Recently, Doris decided that it was time to sell the house. Sidney is gone and she has decided that it would be a better move for her to go into a retirement apartment complex near her sons in the Bay area. We were shocked when it sold in three weeks with a move out date of Sept. 1 so we hustled out to LA last weekend to visit one last time and help out with the moving preparations.

It was sad! I wandered about in Sidney's little backyard filled with his flowers, roses, potted citrus trees, fig trees and the most spectacular grapefruit tree you have ever seen. He loved to garden. As his sight began to fail, he would finally allow me to pull weeds, and pot annuals. Before that, I wouldn't think of touching his garden. It was his pride and joy. You plant a tree when you own a home and its growth parallels the growth of your family, your children, your grandchildren. You watch it grow but often it survives you. Someone else will move into that home and I hope that they enjoy going outside every morning to pluck a grapefruit for their breakfast as much as Sidney did. Some of the garden ornaments are coming to the Keys so that we can place them about our yard and think of Sid and Doris.

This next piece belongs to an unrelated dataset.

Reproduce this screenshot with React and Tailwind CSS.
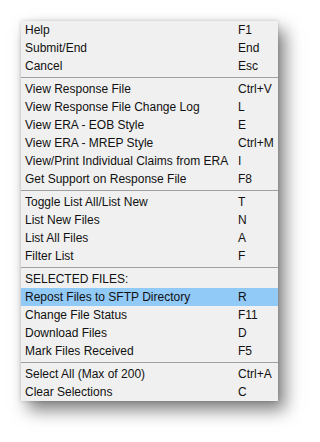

I know this is a very difficult stage in Doris's life. Leaving a city she has called home for over 60 years, giving up a car, leaving a house for an apartment and moving into what will most likely be her last home. She is handling the move with the grace and dignity that she handles everything. She asked over and over if we would come to see her in Marin county. Of course, we promised. And plans are already in place for day trips in wine country, new restaurants to become favorites and, hopefully, many new memories.

Monday, August 9, 2010

Gratuity?

Mavis, our housekeeper, found this in the trash yesterday in one of the rooms at the motel that she was cleaning. I debated whether or not to call the guests, which is standard policy if they leave something behind, but considering the nature of the item and that it was in the trash I decided to not get involved. Not that I believe that marijuana should be illegal, but the law is the law and I wanted to stay out of that arena. I imagine it went into the trash by accident. I won't go into details about what I did with the items...

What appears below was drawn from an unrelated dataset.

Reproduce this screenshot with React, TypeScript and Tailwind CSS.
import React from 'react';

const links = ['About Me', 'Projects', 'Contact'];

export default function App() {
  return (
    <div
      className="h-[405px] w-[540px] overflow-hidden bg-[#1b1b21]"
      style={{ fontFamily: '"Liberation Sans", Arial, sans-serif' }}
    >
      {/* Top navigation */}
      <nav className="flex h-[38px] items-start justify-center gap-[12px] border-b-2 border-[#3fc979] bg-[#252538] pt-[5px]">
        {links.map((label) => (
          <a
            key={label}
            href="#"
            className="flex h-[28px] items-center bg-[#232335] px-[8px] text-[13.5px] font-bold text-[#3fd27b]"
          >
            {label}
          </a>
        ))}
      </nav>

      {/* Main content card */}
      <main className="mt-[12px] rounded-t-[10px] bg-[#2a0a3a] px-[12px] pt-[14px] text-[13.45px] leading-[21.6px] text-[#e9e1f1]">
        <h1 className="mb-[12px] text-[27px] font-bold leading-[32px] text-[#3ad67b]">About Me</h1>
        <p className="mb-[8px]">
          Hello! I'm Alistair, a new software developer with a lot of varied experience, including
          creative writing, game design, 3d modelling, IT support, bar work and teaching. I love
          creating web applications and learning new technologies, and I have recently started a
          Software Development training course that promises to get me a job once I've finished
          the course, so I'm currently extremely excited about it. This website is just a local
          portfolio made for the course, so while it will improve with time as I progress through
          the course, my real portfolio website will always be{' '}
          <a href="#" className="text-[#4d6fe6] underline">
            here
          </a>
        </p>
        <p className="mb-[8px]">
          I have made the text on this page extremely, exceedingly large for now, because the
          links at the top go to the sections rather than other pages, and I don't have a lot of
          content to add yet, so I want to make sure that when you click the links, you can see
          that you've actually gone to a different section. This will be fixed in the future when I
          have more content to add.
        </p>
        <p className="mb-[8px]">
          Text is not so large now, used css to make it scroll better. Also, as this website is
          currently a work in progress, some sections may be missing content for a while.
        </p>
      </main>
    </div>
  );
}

Guests leave a myriad of treasures behind on a regular basis. Food left behind goes to the housekeepers. Beer goes into my "fishing fridge" and later into the boat cooler. Clothes, if we cannot find owners to return them to, or if they went into the general laundry, go into the lost and found and after a few weeks unclaimed, they are washed and taken by staff or end up at Salvation Army. I take a trash bag full about once a month. We have a drawer full of phone chargers, camera chargers, and foreign currency converters which we try to recycle to needy persons. We have shipped clothes, eyeglasses, jewelry and even a purse with money, credit cards and passport to a guest from Czechoslovakia (we intercepted their American travels in North Carolina). The item that gave us the biggest laugh was a vibrator. No one wanted to go near that one, but we did giggle all day. But one item, that continually gets left behind, is pillows. I think guests are often attached to their own pillows and travel with them. As a rule, I throw them out. Bed bugs are a major problem in the hotel industry and I will not chance them being transported on a pillow and living large in my laundry room while I try to locate their owners. The most striking and disturbing thing I have learned is that often, these pillows are disgustingly dirty! Last week two very lovely middle aged women, who drove a nice car, were dressed beautifully and had the appearance of good hygiene, left a pillow that under the case, was about as filthy an item as I have ever seen. I didn't even want to touch it to toss it. Go figure??

I have left one item in a hotel. My very favorite Ralph Lauren classic black blazer in New Orleans after a girlfriend trip to Mardis Gras. I called immediately after discovering my loss, within a couple hours of checking out. I knew exactly where I left it hanging in the room on the back of the closet door. The hotel said that housekeeping had not seen it and it was never found. I still regret that loss, and that event has prompted me to make sure that we make every effort to return all legal substances to their rightful owner.